Kharnal is a village in Nagaur district of Rajasthan, India. It is the birthplace of Tejaji. It is situated at a distance of 16 km from Nagaur in the south-west direction on Nagaur - Jodhpur Road. The Kharnal village was abandoned many times in the past and presently it is situated at a distance of 1 mile in north-west of ancient village. Tejaji is considered to be folk-deity and worshiped in entire Rajasthan and Malwa in Madhya Pradesh by all communities. He was born on Bhadrapad Shukla Dashmi in year 1074, in the family of Dhaulya gotra Jats. His father was Chaudhary Taharji, a chieftain of Kharnal. His mother's name was Sugna. Mother Sugna is believed to have got son Teja by the blessings of Naag-deity.

Demography
It is the main village of Dhaulya Jats.  There are four branches of Dhaulyas descendants of Hema, Dulha, Dhanna and Pipa. Other Jat gotras in the village are Dahiya, Mahiya, Jakhar, Karvir and Benda.

Other castes dwelling in the village are Muslims, Teli, Nayak, Balai, Luhar, Sunar, Brahman and Baniya.
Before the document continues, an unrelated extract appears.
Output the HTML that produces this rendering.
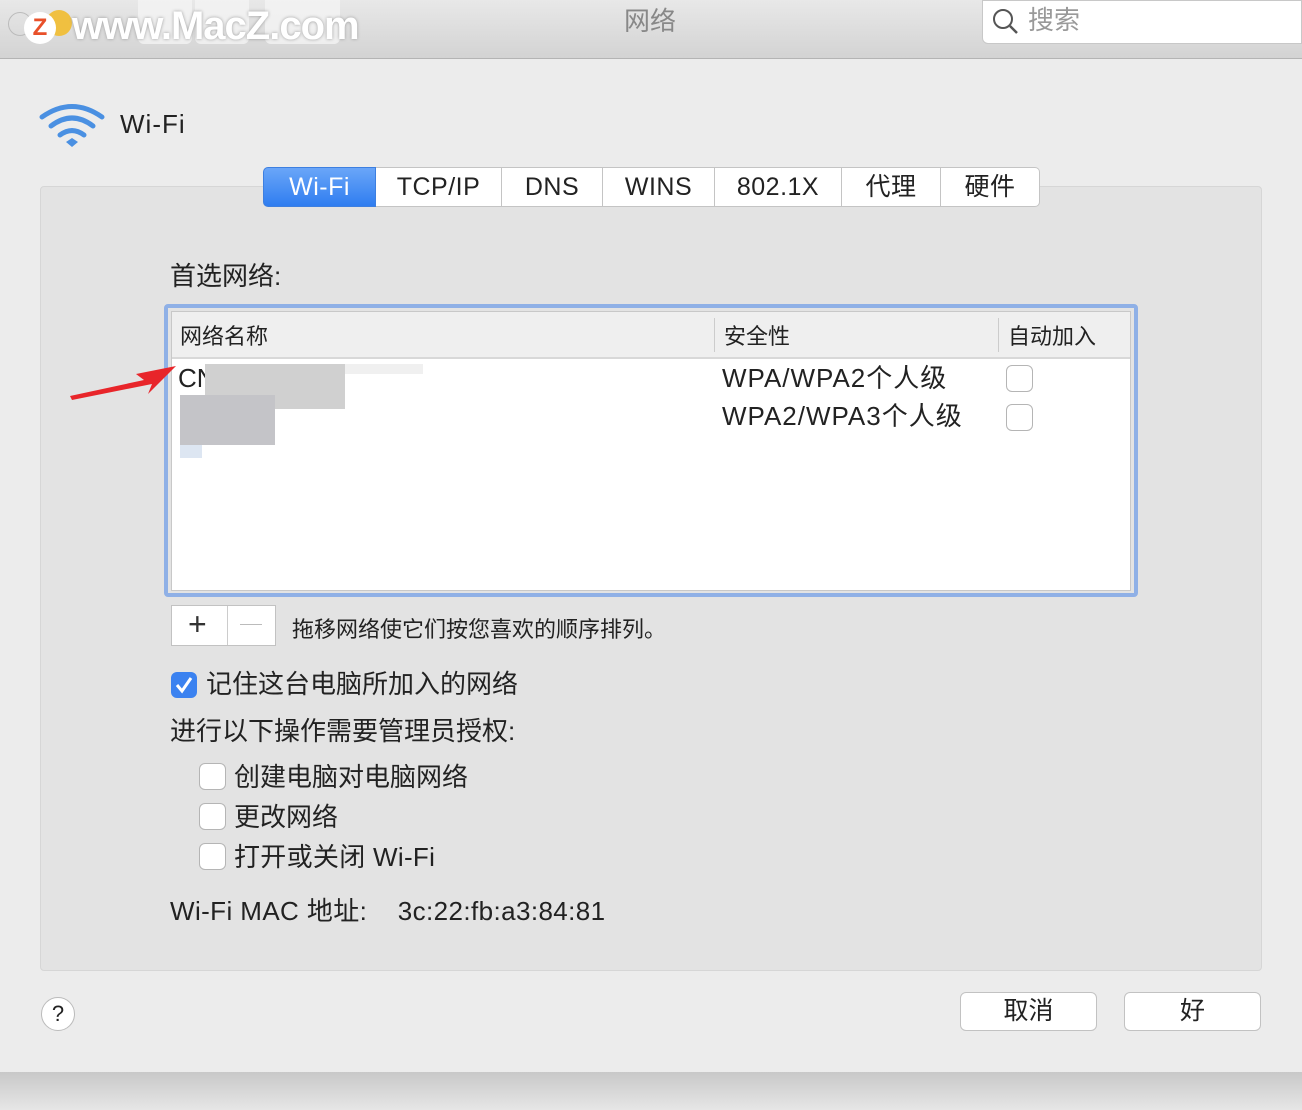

There is no Rajput.

There is a big temple of Tejaji in Kharnal facing north direction. In the temple there is a brass statue of Tejaji with mukut and kalgi and a bhala in hand.  Outside the village there is a small temple of Tejaji at a distance of 1.5 km from big temple. People of this village tell that the statue of Tejaji had come out of soil naturally. This statue is believed to be about 1000 years old. This temple is located in Dhawa johar, the water of which is used for drinking by the villagers.

−	
Temple of Rajal, sister of Tejaji, who became sati with Tejaji, is situated at a distance of 1 km from village in the east direction.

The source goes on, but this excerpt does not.